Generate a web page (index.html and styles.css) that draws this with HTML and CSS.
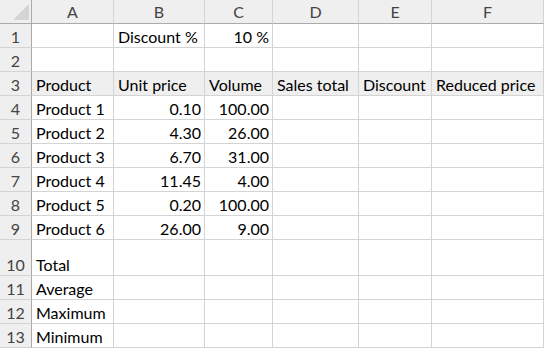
FILE: index.html
```html
<!DOCTYPE html>
<html>
<head>
<meta charset="utf-8">
<link rel="stylesheet" href="styles.css">
</head>
<body>
<div class="sheet">
  <div class="corner"><svg class="tri" width="16" height="16" viewBox="0 0 16 16"><polygon points="16,0 16,16 0,16" fill="#d4d4d4"/></svg></div>
  <div class="ch">A</div><div class="ch">B</div><div class="ch">C</div><div class="ch">D</div><div class="ch">E</div><div class="ch">F</div>

  <div class="rh">1</div><div class="c"></div><div class="c">Discount %</div><div class="c r">10 %</div><div class="c"></div><div class="c"></div><div class="c"></div>
  <div class="rh">2</div><div class="c"></div><div class="c"></div><div class="c"></div><div class="c"></div><div class="c"></div><div class="c"></div>
  <div class="rh">3</div><div class="c s">Product</div><div class="c s">Unit price</div><div class="c s">Volume</div><div class="c s">Sales total</div><div class="c s">Discount</div><div class="c s">Reduced price</div>
  <div class="rh">4</div><div class="c">Product 1</div><div class="c r">0.10</div><div class="c r">100.00</div><div class="c"></div><div class="c"></div><div class="c"></div>
  <div class="rh">5</div><div class="c">Product 2</div><div class="c r">4.30</div><div class="c r">26.00</div><div class="c"></div><div class="c"></div><div class="c"></div>
  <div class="rh">6</div><div class="c">Product 3</div><div class="c r">6.70</div><div class="c r">31.00</div><div class="c"></div><div class="c"></div><div class="c"></div>
  <div class="rh">7</div><div class="c">Product 4</div><div class="c r">11.45</div><div class="c r">4.00</div><div class="c"></div><div class="c"></div><div class="c"></div>
  <div class="rh">8</div><div class="c">Product 5</div><div class="c r">0.20</div><div class="c r">100.00</div><div class="c"></div><div class="c"></div><div class="c"></div>
  <div class="rh">9</div><div class="c">Product 6</div><div class="c r">26.00</div><div class="c r">9.00</div><div class="c"></div><div class="c"></div><div class="c"></div>
  <div class="rh">10</div><div class="c">Total</div><div class="c"></div><div class="c"></div><div class="c"></div><div class="c"></div><div class="c"></div>
  <div class="rh">11</div><div class="c">Average</div><div class="c"></div><div class="c"></div><div class="c"></div><div class="c"></div><div class="c"></div>
  <div class="rh">12</div><div class="c">Maximum</div><div class="c"></div><div class="c"></div><div class="c"></div><div class="c"></div><div class="c"></div>
  <div class="rh">13</div><div class="c">Minimum</div><div class="c"></div><div class="c"></div><div class="c"></div><div class="c"></div><div class="c"></div>
</div>
</body>
</html>
```
FILE: styles.css
```css
html, body {
  margin: 0;
  padding: 0;
  background: #ffffff;
}
.sheet {
  display: grid;
  grid-template-columns: 32px 82px 91px 68px 86px 73px 112px;
  grid-template-rows: repeat(10, 24px) 36px 24px 24px 24px;
  font-family: "Lato", "Open Sans", sans-serif;
  font-size: 16px;
  color: #000000;
}
.corner {
  background: #efefef;
  border-right: 1px solid #ababab;
  border-bottom: 1px solid #ababab;
  box-sizing: border-box;
  position: relative;
}
.tri {
  position: absolute;
  left: 13px;
  top: 4px;
}
.ch {
  background: #efefef;
  border-right: 1px solid #d4d4d4;
  border-bottom: 1px solid #ababab;
  box-sizing: border-box;
  display: flex;
  align-items: center;
  justify-content: center;
  color: #444444;
  font-size: 16px;
}
.ch:last-of-type {
  border-right: 1px solid #ababab;
}
.rh {
  background: #efefef;
  border-right: 1px solid #ababab;
  border-bottom: 1px solid #d4d4d4;
  box-sizing: border-box;
  display: flex;
  align-items: flex-end;
  justify-content: center;
  padding-bottom: 0;
  line-height: 20px;
  color: #444444;
}
.c {
  border-right: 1px solid #d4d4d4;
  border-bottom: 1px solid #d4d4d4;
  box-sizing: border-box;
  display: flex;
  align-items: flex-end;
  padding: 0 3px 0 4px;
  line-height: 20px;
  white-space: nowrap;
  overflow: visible;
}
.r {
  justify-content: flex-end;
}
.s {
  background: #efefef;
}
```
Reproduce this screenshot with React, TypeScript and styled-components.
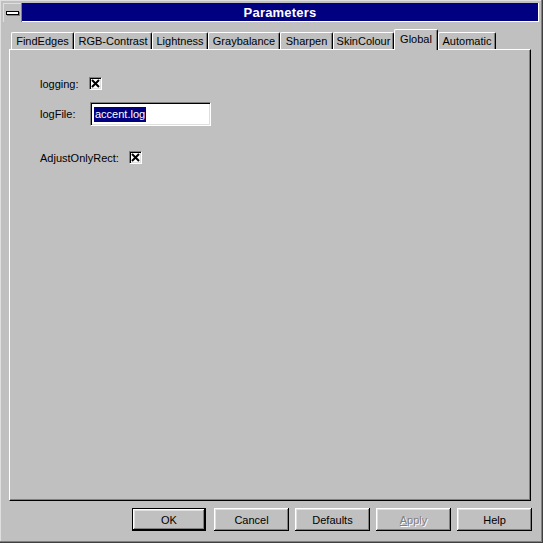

------------------------------------------------------------------------

Repeat the data exactly in full, omitting its pictures.

Result of this exercise:
Generate a web page (index.html and styles.css) that draws this with HTML and CSS.
FILE: index.html
```html
<!DOCTYPE html>
<html>
<head>
<meta charset="utf-8">
<link rel="stylesheet" href="styles.css">
</head>
<body>
<div class="sheet">
  <div class="corner"><svg class="tri" width="16" height="16" viewBox="0 0 16 16"><polygon points="16,0 16,16 0,16" fill="#d4d4d4"/></svg></div>
  <div class="ch">A</div><div class="ch">B</div><div class="ch">C</div><div class="ch">D</div><div class="ch">E</div><div class="ch">F</div>

  <div class="rh">1</div><div class="c"></div><div class="c">Discount %</div><div class="c r">10 %</div><div class="c"></div><div class="c"></div><div class="c"></div>
  <div class="rh">2</div><div class="c"></div><div class="c"></div><div class="c"></div><div class="c"></div><div class="c"></div><div class="c"></div>
  <div class="rh">3</div><div class="c s">Product</div><div class="c s">Unit price</div><div class="c s">Volume</div><div class="c s">Sales total</div><div class="c s">Discount</div><div class="c s">Reduced price</div>
  <div class="rh">4</div><div class="c">Product 1</div><div class="c r">0.10</div><div class="c r">100.00</div><div class="c"></div><div class="c"></div><div class="c"></div>
  <div class="rh">5</div><div class="c">Product 2</div><div class="c r">4.30</div><div class="c r">26.00</div><div class="c"></div><div class="c"></div><div class="c"></div>
  <div class="rh">6</div><div class="c">Product 3</div><div class="c r">6.70</div><div class="c r">31.00</div><div class="c"></div><div class="c"></div><div class="c"></div>
  <div class="rh">7</div><div class="c">Product 4</div><div class="c r">11.45</div><div class="c r">4.00</div><div class="c"></div><div class="c"></div><div class="c"></div>
  <div class="rh">8</div><div class="c">Product 5</div><div class="c r">0.20</div><div class="c r">100.00</div><div class="c"></div><div class="c"></div><div class="c"></div>
  <div class="rh">9</div><div class="c">Product 6</div><div class="c r">26.00</div><div class="c r">9.00</div><div class="c"></div><div class="c"></div><div class="c"></div>
  <div class="rh">10</div><div class="c">Total</div><div class="c"></div><div class="c"></div><div class="c"></div><div class="c"></div><div class="c"></div>
  <div class="rh">11</div><div class="c">Average</div><div class="c"></div><div class="c"></div><div class="c"></div><div class="c"></div><div class="c"></div>
  <div class="rh">12</div><div class="c">Maximum</div><div class="c"></div><div class="c"></div><div class="c"></div><div class="c"></div><div class="c"></div>
  <div class="rh">13</div><div class="c">Minimum</div><div class="c"></div><div class="c"></div><div class="c"></div><div class="c"></div><div class="c"></div>
</div>
</body>
</html>
```
FILE: styles.css
```css
html, body {
  margin: 0;
  padding: 0;
  background: #ffffff;
}
.sheet {
  display: grid;
  grid-template-columns: 32px 82px 91px 68px 86px 73px 112px;
  grid-template-rows: repeat(10, 24px) 36px 24px 24px 24px;
  font-family: "Lato", "Open Sans", sans-serif;
  font-size: 16px;
  color: #000000;
}
.corner {
  background: #efefef;
  border-right: 1px solid #ababab;
  border-bottom: 1px solid #ababab;
  box-sizing: border-box;
  position: relative;
}
.tri {
  position: absolute;
  left: 13px;
  top: 4px;
}
.ch {
  background: #efefef;
  border-right: 1px solid #d4d4d4;
  border-bottom: 1px solid #ababab;
  box-sizing: border-box;
  display: flex;
  align-items: center;
  justify-content: center;
  color: #444444;
  font-size: 16px;
}
.ch:last-of-type {
  border-right: 1px solid #ababab;
}
.rh {
  background: #efefef;
  border-right: 1px solid #ababab;
  border-bottom: 1px solid #d4d4d4;
  box-sizing: border-box;
  display: flex;
  align-items: flex-end;
  justify-content: center;
  padding-bottom: 0;
  line-height: 20px;
  color: #444444;
}
.c {
  border-right: 1px solid #d4d4d4;
  border-bottom: 1px solid #d4d4d4;
  box-sizing: border-box;
  display: flex;
  align-items: flex-end;
  padding: 0 3px 0 4px;
  line-height: 20px;
  white-space: nowrap;
  overflow: visible;
}
.r {
  justify-content: flex-end;
}
.s {
  background: #efefef;
}
```
Reproduce this screenshot with React, TypeScript and styled-components.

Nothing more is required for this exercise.